Following the public release of DeepSeek’s R1 model, AI giant OpenAI has accused the Chinese AI firm of using OpenAI’s models to train its latest model, which DeepSeek claims was built for only £4.5 million ($5.6 million). Despite OpenAI’s objections, many users and industry insiders have criticised the firm for ‘double standards’, given OpenAI’s own contentious history of using copyrighted content without explicit permission to train its AI models.
What OpenAI Is Accusing DeepSeek Of
According to a report by Bloomberg, OpenAI and Microsoft—one of its backers—are investigating whether a group connected to a Chinese startup improperly utilised data produced by OpenAI’s technology to develop its AI model.
‘We know that groups in the PRC are actively working to use methods, including what’s known as distillation, to replicate advanced US AI models. We are aware of and reviewing indications that DeepSeek may have inappropriately distilled our models, and will share information as we know more,’ an OpenAI spokesperson said.
They added, ‘We take aggressive, proactive countermeasures to protect our technology and will continue working closely with the US government to protect the most capable models being built here.’
In a separate statement to the Financial Times, OpenAI also said it had found evidence linking DeepSeek to the practice of distillation—a technique commonly employed in AI development that involves extracting knowledge from more advanced models to train smaller ones.
Why OpenAI Is Accused of Double Standards?
Following OpenAI’s statement against DeepSeek, many online users—particularly those familiar with the AI industry—have described the firm’s actions as ‘hilarious’. This sentiment arises from OpenAI’s own controversial reputation for training its models on content obtained without securing proper permission from the original creators.
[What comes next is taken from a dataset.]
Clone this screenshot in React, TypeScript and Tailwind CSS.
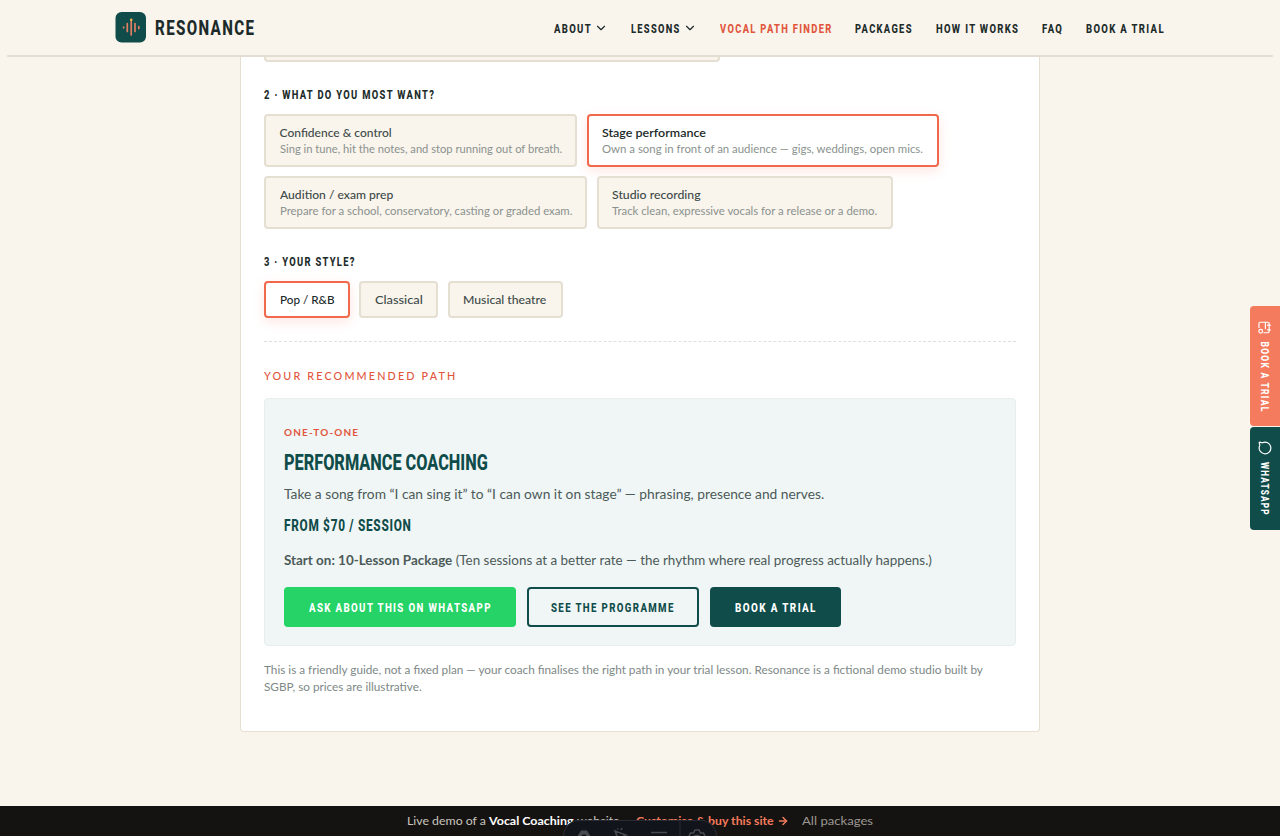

Notably, ChatGPT—OpenAI’s most popular AI service—relies on data formed through agreements with publishers such as Associated Press, Condé Nast, and News Corp. However, a previous report from The Information indicates that these publishers receive only around £802,720 ($1 million) per year for content used by ChatGPT.
As a result, several publishers have taken OpenAI to court. Earlier this year, The New York Times filed a lawsuit accusing the firm of copyright infringement, stating that it never granted ChatGPT the right to use its material. Meanwhile, additional complaints from multiple Indian publishers and Canadian organisations have also been made public, alleging copyright infringement by OpenAI.
Experts often argue that OpenAI ‘gets away’ with numerous legal complaints because the legal framework surrounding copyright infringement by AI models remains unclear. They therefore urge policymakers and government bodies to introduce regulations to address copyright infringement and ‘AI distillation’.
‘As the law on the intersection of AI and different bodies of IP is far from clear, at least in the context of copyright law, a practice is now developing where owners of datasets of copyrighted works license the works to companies that are developing generative AI systems, thus avoiding legal risk,’ said Dotan Oliar, a professor at the University of Virginia School of Law.
Rising Concerns on Copyright Infringement Amongst AI Models
The rapid advancement of artificial intelligence has sparked heightened apprehension regarding the use of copyrighted content without permission, particularly among creators in writing, visual arts, and music. AI models frequently require large volumes of data for training, often sourced from existing creative works—sometimes without obtaining consent from the original creators.
A prominent example involves artists Sarah Andersen, Kelly McKernan, and Karla Ortiz, who launched a class-action lawsuit against Stability AI, the developer of the AI image generator Stable Diffusion. The artists contend that their copyrighted works were used without their permission to train the model, resulting in AI outputs mimicking their unique artistic styles and potentially infringing their intellectual property rights.
In another instance, over 10,500 artists spanning multiple creative fields signed an open letter condemning the unlicensed use of their works to train AI models. The letter underscores the serious threat such practices pose to creators’ livelihoods and calls for ethical frameworks to govern AI usage in creative industries.
As AI technology continues to evolve, policymakers, developers, and the creative community are under growing pressure to craft clear guidelines that strike a balance between innovation and the protection of intellectual property rights. These measures include formulating ethical standards for AI training, ensuring greater transparency in data sourcing, and giving creators the tools and legal recourse to safeguard their work against unauthorised usage.